— Куда ты направляешься, Джосеркара-сенеб? Не к его ли величеству?
— Нет.
— Тогда, может быть, ты посетишь мой дом?
— У меня есть ещё дела в храме.
— Тогда отправимся вместе в моих носилках.
— Ты приказываешь мне, божественный отец?
— Нет! — Хапу-сенеб деланно рассмеялся. — Приказывать я могу членам унуита, чтобы они внимательнее наблюдали за звёздами, а что же я могу приказать искусному врачевателю, старшему жрецу храма, уважаемому во всей Кемет Джосеркара-сенебу? Но не стану скрывать, мне хотелось бы поговорить с тобой.
— О наших делах или о делах её величества Хатшепсут?
— И о том и о другом. — Хапу-сенеб предпочёл не заметить явной иронии.
— В храме, божественный отец?
— Ты прав, лучше будет поговорить на барке. Сейчас я распоряжусь.
Барка верховного жреца мало чем отличалась от царской, и люди, видевшие её с берега, падали ниц, сопровождая медленный ход судна почтительностью и страхом. Кроме гребцов, на барке было ещё несколько доверенных слуг Хапу-сенеба, но и они располагались на палубе так, что не могли слышать слов беседы, ведущейся в шатре. Впрочем, поначалу беседа не клеилась. Хапу-сенеб явно чувствовал себя смущённым и ожидал, что Джосеркара-сенеб задаст ему какой-нибудь вопрос, но тот молчал, и верховному жрецу волей-неволей пришлось заговорить первым:
— Не будем хитрить, Джосеркара-сенеб, если только это возможно. Ты — преданный друг Тутмоса, меня считают его врагом, но мы оба — жрецы великого бога, и нам не пристало забывать о божественном, о том, что связует нас крепче земной любви и ненависти. Тот наделил тебя разумом, которому завидуют владыки Кемет. По правде говоря, я чувствовал бы себя очень нехорошо, если бы ты был моим врагом.

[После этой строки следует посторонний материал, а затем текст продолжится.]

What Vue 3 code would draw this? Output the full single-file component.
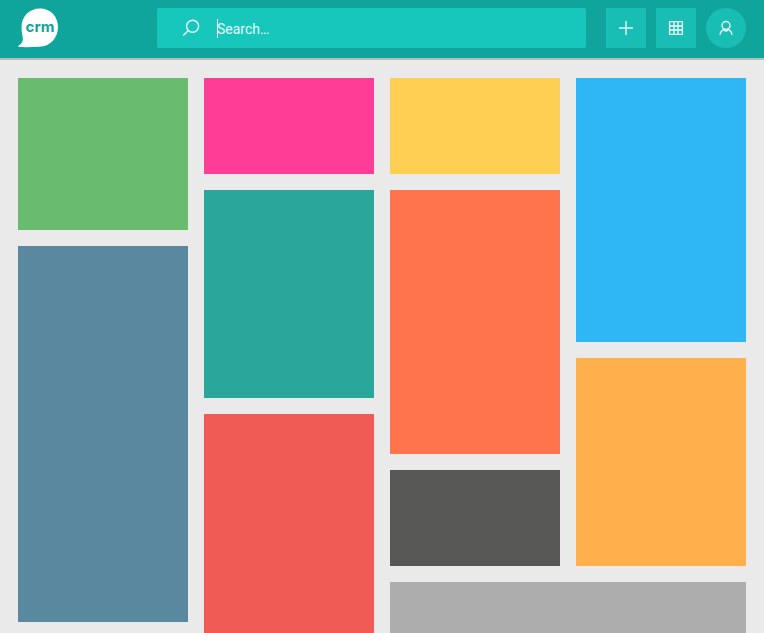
<script setup>
const tiles = [
  { name: 'green', column: '1', row: '1 / span 3', color: '#69bb70' },
  { name: 'slate', column: '1', row: '4 / span 7', color: '#5a889f' },
  { name: 'pink', column: '2', row: '1 / span 2', color: '#ff3c96' },
  { name: 'teal', column: '2', row: '3 / span 4', color: '#2ba69b' },
  { name: 'red', column: '2', row: '7 / span 5', color: '#f05b55' },
  { name: 'yellow', column: '3', row: '1 / span 2', color: '#ffcf53' },
  { name: 'coral', column: '3', row: '3 / span 5', color: '#ff744d' },
  { name: 'charcoal', column: '3', row: '8 / span 2', color: '#575755' },
  { name: 'blue', column: '4', row: '1 / span 5', color: '#2fb7f5' },
  { name: 'orange', column: '4', row: '6 / span 4', color: '#ffb04d' },
  { name: 'gray', column: '3 / span 2', row: '10 / span 2', color: '#adadad' }
]
</script>

<template>
  <div class="page">
    <header class="topbar">
      <svg class="logo" viewBox="0 0 42 40" aria-label="crm">
        <path d="M22 .5C32.5 .5 40 8.5 40 19C40 30 32 38.5 21.5 38.8C14.5 39.1 7 39.3 1 39C-.2 39 .1 38 1 37.3C4.5 35 5.5 32 4.5 28C3.8 25 3.5 22 3.5 19C3.5 8.5 11.5 .5 22 .5Z" fill="#fff" />
        <text x="7.6" y="23.9" textLength="28.8" lengthAdjust="spacingAndGlyphs">crm</text>
      </svg>
      <div class="search">
        <svg class="search-icon" width="18" height="18" viewBox="0 0 18 18">
          <circle cx="10.6" cy="7.2" r="6" />
          <path d="M6.4 11.4L1.2 16.6" />
        </svg>
        <span class="field">Search…</span>
      </div>
      <nav class="actions">
        <button class="action" aria-label="Add">
          <svg width="16" height="16" viewBox="0 0 16 16"><path class="plus" d="M8 1V15M1 8H15" /></svg>
        </button>
        <button class="action" aria-label="Apps">
          <svg width="16" height="16" viewBox="0 0 16 16">
            <path class="grid" d="M1.6 1.6H14.4V14.4H1.6ZM6 1.6V14.4M10 1.6V14.4M1.6 6H14.4M1.6 10H14.4" />
          </svg>
        </button>
        <button class="action round" aria-label="Profile">
          <svg width="16" height="16" viewBox="0 0 16 16">
            <circle cx="8" cy="5.5" r="4" />
            <path d="M2.1 14.8C2.1 12 3.8 10.4 5.8 9.3C6.5 11.7 9.5 11.7 10.2 9.3C12.2 10.4 13.9 12 13.9 14.8" />
          </svg>
        </button>
      </nav>
    </header>
    <main class="tiles">
      <div
        v-for="tile in tiles"
        :key="tile.name"
        :style="{ gridColumn: tile.column, gridRow: tile.row, background: tile.color }"
      ></div>
    </main>
  </div>
</template>

<style>
body {
  margin: 0;
  background: #eaeaea;
}
</style>

<style scoped>
.page {
  height: 633px;
  overflow: hidden;
  background: #eaeaea;
  font-family: Roboto, sans-serif;
}
.topbar {
  box-sizing: border-box;
  height: 60px;
  padding: 8px 18px 10px;
  display: flex;
  background: #10a59c;
  border-bottom: 2px solid #bcbcbc;
}
.logo {
  width: 42px;
  height: 40px;
  margin-right: 97px;
  flex: none;
}
.logo text {
  font: 700 14.5px Inter, sans-serif;
  fill: #10a59c;
}
.search {
  box-sizing: border-box;
  width: 429px;
  height: 40px;
  padding-left: 25px;
  display: flex;
  align-items: center;
  border-radius: 2px;
  background: #18c7bc;
}
.search-icon {
  margin: 0 17px 0 0;
  fill: none;
  stroke: #e8fbf9;
  stroke-width: 1.4;
}
.field {
  height: 19px;
  margin-top: 1px;
  border-left: 1px solid #fff;
  color: #e6faf8;
  font-size: 14px;
  line-height: 21px;
  text-indent: -1px;
}
.actions {
  display: flex;
  gap: 10px;
  margin-left: 20px;
}
.action {
  width: 40px;
  height: 40px;
  padding: 0;
  display: flex;
  align-items: center;
  justify-content: center;
  border: 0;
  background: #18beb4;
}
.action svg {
  fill: none;
  stroke: #effcfa;
  stroke-width: 1.35;
}
.action .plus {
  stroke: #e0f7f5;
  stroke-width: 1.4;
}
.action .grid {
  stroke-width: 1.3;
}
.round {
  border-radius: 50%;
}
.tiles {
  display: grid;
  grid-template-columns: repeat(4, 170px);
  grid-auto-rows: 40px;
  gap: 16px;
  padding: 18px;
}
</style>
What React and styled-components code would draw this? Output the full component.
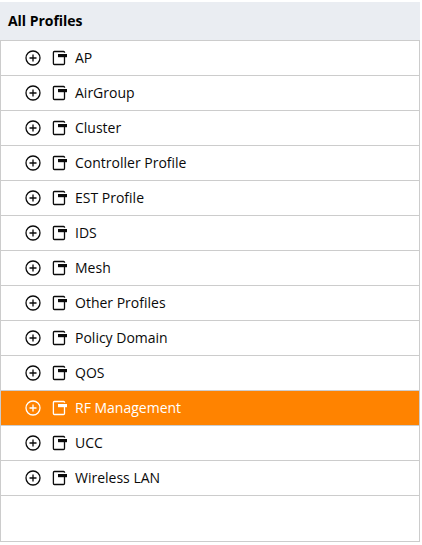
import React from 'react';
import styled, { createGlobalStyle } from 'styled-components';

const profiles = [
  'AP',
  'AirGroup',
  'Cluster',
  'Controller Profile',
  'EST Profile',
  'IDS',
  'Mesh',
  'Other Profiles',
  'Policy Domain',
  'QOS',
  'RF Management',
  'UCC',
  'Wireless LAN',
];

const App = () => {
  return (
    <>
      <GlobalStyle />
      <Panel>
        <Header>All Profiles</Header>
        <List>
          {profiles.map((name) => (
            <Row key={name} $active={name === 'RF Management'}>
              <Toggle viewBox="0 0 16 16">
                <circle cx="8" cy="8" r="7" />
                <path d="M4.5 8h7M8 4.5v7" />
              </Toggle>
              <ProfileIcon viewBox="0 0 16 16">
                <path d="M13.6 2.8Q13.6 1.5 12.6 1.5H3.4Q2.4 1.5 2.4 2.5V13.5Q2.4 14.5 3.4 14.5H12.5Q13.5 14.5 13.5 13.5V7" />
                <rect x="7" y="4" width="9" height="3.2" />
              </ProfileIcon>
              <Label>{name}</Label>
            </Row>
          ))}
        </List>
      </Panel>
    </>
  );
};

const GlobalStyle = createGlobalStyle`
  * {
    box-sizing: border-box;
  }
  body {
    margin: 0;
    background: #fff;
    font-family: "Open Sans", sans-serif;
  }
`;

const Panel = styled.div`
  width: 420px;
  height: 542px;
  padding-top: 2px;
  display: flex;
  flex-direction: column;
`;

const Header = styled.div`
  height: 38px;
  padding-left: 8px;
  background: #eaedf2;
  color: #000;
  font-size: 14px;
  font-weight: 700;
  line-height: 37px;
  letter-spacing: -0.04px;
`;

const List = styled.ul`
  flex: 1;
  margin: 0;
  padding: 0;
  list-style: none;
  border: 1px solid #ccc;
`;

const Row = styled.li`
  display: flex;
  align-items: center;
  height: 35px;
  padding-left: 24px;
  border-bottom: 1px solid #ccc;
  background: ${(props) => (props.$active ? '#ff8300' : '#fff')};
  color: ${(props) => (props.$active ? '#fff' : '#0a0a0a')};
`;

const Toggle = styled.svg`
  width: 16px;
  height: 16px;
  margin-right: 10px;
  fill: none;
  stroke: currentColor;
  stroke-width: 1.3;
`;

const ProfileIcon = styled.svg`
  width: 16px;
  height: 16px;
  margin-right: 8px;
  path {
    fill: none;
    stroke: currentColor;
    stroke-width: 1.3;
  }
  rect {
    fill: currentColor;
  }
`;

const Label = styled.span`
  font-size: 14px;
  line-height: 20px;
`;

export default App;
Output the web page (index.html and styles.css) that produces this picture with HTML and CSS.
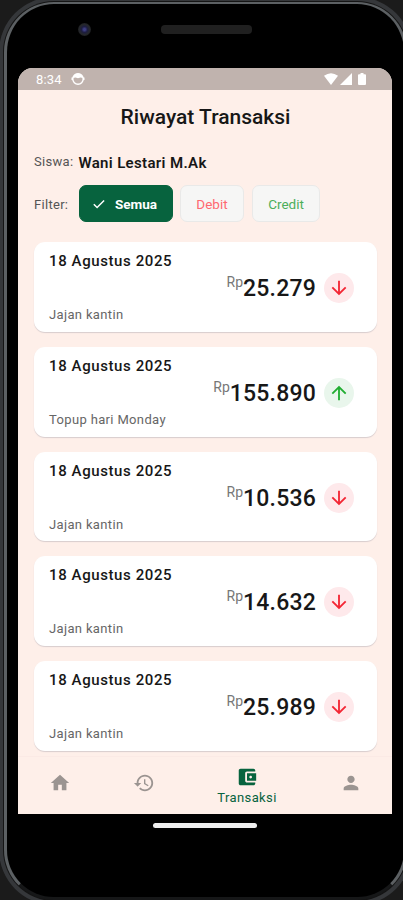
FILE: index.html
```html
<!DOCTYPE html>
<html lang="id">
<head>
    <meta charset="UTF-8">
    <meta name="viewport" content="width=device-width, initial-scale=1.0">
    <title>Riwayat Transaksi</title>
    <link rel="stylesheet" href="styles.css">
</head>
<body>
    <!-- Arrow icons used by the transaction cards -->
    <svg class="sprite" width="0" height="0">
        <symbol id="arrow-down" viewBox="0 0 24 24">
            <path d="M20 12l-1.41-1.41L13 16.17V4h-2v12.17l-5.58-5.59L4 12l8 8z"/>
        </symbol>
        <symbol id="arrow-up" viewBox="0 0 24 24">
            <path d="M4 12l1.41 1.41L11 7.83V20h2V7.83l5.58 5.59L20 12l-8-8z"/>
        </symbol>
    </svg>

    <div class="phone">
        <div class="phone-top">
            <span class="camera"></span>
            <span class="speaker"></span>
        </div>

        <div class="screen">
            <div class="status-bar">
                <span class="time">8:34</span>
                <svg class="status-app" viewBox="0 0 14 14">
                    <circle cx="7" cy="7" r="5.2" fill="none" stroke="#fff" stroke-width="1.4"/>
                    <path d="M2 6Q2.5 1.4 7 1.4T12 6L9.5 5.6L7 6.2L4.5 5.6z" fill="#fff"/>
                    <path d="M0.5 5.5h1.5v2.5h-1.5zM12 5.5h1.5v2.5h-1.5z" fill="#fff"/>
                </svg>
                <div class="status-right">
                    <svg width="14" height="12" viewBox="0 0 14 12"><path d="M0 2.800Q7-2.200 14 2.800L7 12z"/></svg>
                    <svg width="12" height="12" viewBox="0 0 12 12"><path d="M12 0v12H0z"/></svg>
                    <svg class="battery" width="8" height="12" viewBox="0 0 8 12"><path d="M2.500 0h3v1.300H7q1 0 1 1V11q0 1-1 1H1q-1 0-1-1V2.300q0-1 1-1h1.500z"/></svg>
                </div>
            </div>

            <main class="content">
                <h1>Riwayat Transaksi</h1>

                <div class="siswa">
                    <span class="label">Siswa:</span>
                    <strong>Wani Lestari M.Ak</strong>
                </div>

                <div class="filter">
                    <span class="label">Filter:</span>
                    <button type="button" class="chip active">
                        <svg width="14" height="14" viewBox="0 0 14 14"><path d="M1.800 7.300l3.300 3.200 7-7" fill="none" stroke="#fff" stroke-width="1.500"/></svg>
                        <span>Semua</span>
                    </button>
                    <button type="button" class="chip debit">Debit</button>
                    <button type="button" class="chip credit">Credit</button>
                </div>

                <div class="list">
                    <div class="card">
                        <div class="date">18 Agustus 2025</div>
                        <div class="amount">
                            <span class="rp">Rp</span><span class="value">25.279</span>
                            <span class="icon out"><svg><use href="#arrow-down"/></svg></span>
                        </div>
                        <div class="note">Jajan kantin</div>
                    </div>
                    <div class="card">
                        <div class="date">18 Agustus 2025</div>
                        <div class="amount">
                            <span class="rp">Rp</span><span class="value">155.890</span>
                            <span class="icon in"><svg><use href="#arrow-up"/></svg></span>
                        </div>
                        <div class="note">Topup hari Monday</div>
                    </div>
                    <div class="card">
                        <div class="date">18 Agustus 2025</div>
                        <div class="amount">
                            <span class="rp">Rp</span><span class="value">10.536</span>
                            <span class="icon out"><svg><use href="#arrow-down"/></svg></span>
                        </div>
                        <div class="note">Jajan kantin</div>
                    </div>
                    <div class="card">
                        <div class="date">18 Agustus 2025</div>
                        <div class="amount">
                            <span class="rp">Rp</span><span class="value">14.632</span>
                            <span class="icon out"><svg><use href="#arrow-down"/></svg></span>
                        </div>
                        <div class="note">Jajan kantin</div>
                    </div>
                    <div class="card">
                        <div class="date">18 Agustus 2025</div>
                        <div class="amount">
                            <span class="rp">Rp</span><span class="value">25.989</span>
                            <span class="icon out"><svg><use href="#arrow-down"/></svg></span>
                        </div>
                        <div class="note">Jajan kantin</div>
                    </div>
                </div>
            </main>

            <nav class="bottom-nav">
                <a class="nav-item">
                    <svg viewBox="0 0 24 24"><path d="M10 20v-6h4v6h5v-8h3L12 3 2 12h3v8z"/></svg>
                </a>
                <a class="nav-item">
                    <svg viewBox="0 0 24 24"><path d="M13 3c-4.970 0-9 4.030-9 9H1l3.890 3.890.07.14L9 12H6c0-3.870 3.130-7 7-7s7 3.130 7 7-3.130 7-7 7c-1.930 0-3.680-.79-4.940-2.060l-1.420 1.420C8.270 19.990 10.510 21 13 21c4.970 0 9-4.030 9-9s-4.030-9-9-9zm-1 5v5l4.280 2.540.72-1.210-3.500-2.080V8H12z"/></svg>
                </a>
                <a class="nav-item active">
                    <svg viewBox="0 0 24 24"><path d="M21 18v1c0 1.100-.9 2-2 2H5c-1.110 0-2-.9-2-2V5c0-1.100.89-2 2-2h14c1.100 0 2 .9 2 2v1h-9c-1.110 0-2 .9-2 2v8c0 1.100.89 2 2 2h9zm-9-2h10V8H12v8zm4-2.500c-.83 0-1.500-.67-1.500-1.500s.67-1.500 1.500-1.500 1.500.67 1.500 1.500-.67 1.500-1.500 1.500z"/></svg>
                    <span>Transaksi</span>
                </a>
                <a class="nav-item">
                    <svg viewBox="0 0 24 24"><path d="M12 12c2.210 0 4-1.790 4-4s-1.790-4-4-4-4 1.790-4 4 1.790 4 4 4zm0 2c-2.670 0-8 1.340-8 4v2h16v-2c0-2.660-5.330-4-8-4z"/></svg>
                </a>
            </nav>
        </div>

        <div class="home-bar"></div>
    </div>
</body>
</html>
```
FILE: styles.css
```css
* {
    box-sizing: border-box;
}
body {
    margin: 0;
    height: 900px;
    overflow: hidden;
    background-color: #1b1b1b;
    font-family: Roboto, sans-serif;
    color: #171717;
}
svg {
    display: block;
}
.sprite {
    position: absolute;
}

/* Phone frame */
.phone {
    width: 403px;
    height: 898px;
    margin: 2px 0 0 4px;
    padding: 0 10px;
    border: 3px solid #5c6063;
    border-top-width: 2px;
    border-bottom-color: #161718;
    border-radius: 50px;
    background-color: #000;
    box-shadow: 0 0 0 1px #141414, 0 0 0 5px #35373a;
}
.phone-top {
    display: flex;
    align-items: center;
    height: 64px;
    padding: 0 0 13px 61px;
}
.camera {
    width: 13px;
    height: 13px;
    border-radius: 50%;
    background: radial-gradient(circle, #3c3d82 0 1px, #1d1d40 3px, #25272b 5px, #1b1c1f 7px);
}
.speaker {
    width: 91px;
    height: 9px;
    margin-left: 70px;
    border-radius: 4px;
    background-color: #202020;
}
.screen {
    display: flex;
    flex-direction: column;
    width: 374px;
    height: 746px;
    margin-left: 1px;
    border-radius: 15px 15px 0 0;
    background-color: #feefe9;
    overflow: hidden;
}

/* Status bar */
.status-bar {
    display: flex;
    align-items: center;
    flex: none;
    height: 22px;
    padding: 0 26px 0 18px;
    background-color: #c0b3ae;
    color: #fff;
}
.time {
    width: 35px;
    padding-top: 1px;
    font-size: 13px;
    letter-spacing: 0.2px;
}
.status-app {
    width: 14px;
    height: 14px;
}
.status-right {
    display: flex;
    gap: 2px;
    margin-left: auto;
    fill: #fff;
}
.battery {
    margin-left: 4px;
}

/* Content */
.content {
    flex: 1;
    min-height: 0;
    padding: 0 15px 0 16px;
    overflow: hidden;
}
h1 {
    margin: 15px 0 0;
    font-size: 21px;
    font-weight: 500;
    line-height: 25px;
    text-align: center;
}
.label {
    color: #555;
    font-size: 13px;
    letter-spacing: 0.3px;
}
.siswa {
    display: flex;
    align-items: center;
    height: 18px;
    margin-top: 23px;
}
.siswa .label {
    margin-top: -2px;
}
.siswa strong {
    margin-left: 5px;
    padding-top: 1px;
    font-size: 15px;
    font-weight: 600;
    letter-spacing: 0.35px;
}
.filter {
    display: flex;
    align-items: center;
    height: 37px;
    margin-top: 14px;
}
.filter .label {
    width: 45px;
    padding-top: 1px;
}
.chip {
    display: flex;
    align-items: center;
    justify-content: center;
    height: 37px;
    margin-right: 7px;
    padding: 0;
    border: 1px solid #e9e9e8;
    border-radius: 7px;
    background-color: #f6f6f5;
    font-family: inherit;
    font-size: 13.5px;
    letter-spacing: 0;
}
.chip.active {
    gap: 9px;
    width: 94px;
    padding-right: 3px;
    border-color: #07633e;
    background-color: #07633e;
    color: #fff;
    font-weight: 700;
}
.chip.debit {
    width: 64px;
    margin-right: 8px;
    color: #ff6870;
}
.chip.credit {
    width: 68px;
    color: #4cae5b;
}
.list {
    display: grid;
    gap: 15px;
    margin-top: 20px;
}
.card {
    height: 89.8px;
    padding: 10px 23px 0 15px;
    border-radius: 11px;
    background-color: #fff;
    box-shadow: 0 1px 1px #d8cdce;
}
.date {
    height: 18px;
    font-size: 15px;
    font-weight: 500;
    line-height: 19px;
    letter-spacing: 0.6px;
}
.amount {
    display: flex;
    align-items: center;
    justify-content: flex-end;
    height: 36px;
}
.rp {
    align-self: flex-start;
    margin-top: 4px;
    color: #777;
    font-size: 14px;
    line-height: 16px;
}
.value {
    padding-top: 1px;
    font-size: 23px;
    font-weight: 500;
    letter-spacing: 0.2px;
}
.icon {
    display: flex;
    align-items: center;
    justify-content: center;
    width: 30px;
    height: 30px;
    margin-left: 8px;
    border-radius: 50%;
}
.icon svg {
    width: 22px;
    height: 22px;
}
.icon.out {
    background-color: #fee9eb;
    fill: #f32634;
}
.icon.in {
    background-color: #e9f6ec;
    fill: #20ad31;
}
.note {
    height: 16px;
    color: #666;
    font-size: 13px;
    line-height: 18px;
    letter-spacing: 0.35px;
}

/* Bottom navigation */
.bottom-nav {
    display: grid;
    grid-template-columns: 84px 83px 124px 83px;
    flex: none;
    height: 58px;
    border-top: 1px solid #fbeae5;
}
.nav-item {
    display: flex;
    flex-direction: column;
    align-items: center;
    justify-content: center;
    padding-bottom: 5px;
    color: #9b9491;
    fill: currentColor;
}
.nav-item svg {
    width: 22px;
    height: 22px;
}
.nav-item.active {
    padding: 2px 0 0;
    color: #07633e;
}
.nav-item span {
    font-size: 13px;
    line-height: 20px;
    letter-spacing: 0.4px;
}
.home-bar {
    width: 104px;
    height: 5px;
    margin: 9px 0 0 136px;
    border-radius: 3px;
    background-color: #eee;
}
```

Джосеркара-сенеб усмехнулся, но промолчал.
— Я намерен поговорить с тобой откровенно и сейчас это докажу. Твоя дочь, Раннаи, приглянулась фараону, но мы оба знаем, что освободить её от обета могу только я. Тутмос никогда не решится нарушить волю бога и отнять у него одну из его жён, а я могу жениться на Раннаи и сделать её госпожой своего дома. Однажды Тутмос сгоряча разрешил мне это, хотя я знаю — страсть к твоей дочери ещё не улеглась в его сердце. Ты мудрый человек, Джосеркара-сенеб, ты знаешь, что порой из-за женщины воздвигались и погибали царства. Я скажу откровенно: красота Раннаи волнует моё сердце и плоть. Что ты сказал бы мне, если бы я попросил у тебя руки твоей дочери?
— Я не могу распоряжаться судьбой девушки, посвятившей себя Амону.
— Она сделала это в ранней юности из любви к тебе, в благодарность за твоё спасение. А я уже сказал тебе, что своей властью могу освободить её от обета. Но дело не только в этом… Сейчас, я уверен, ты оценишь всю мою откровенность. Смотри, я даже не требую клятвы! Я знаю, для себя ты ничего не хочешь. А если Тутмос, которого ты любишь, получит наконец то, что желает?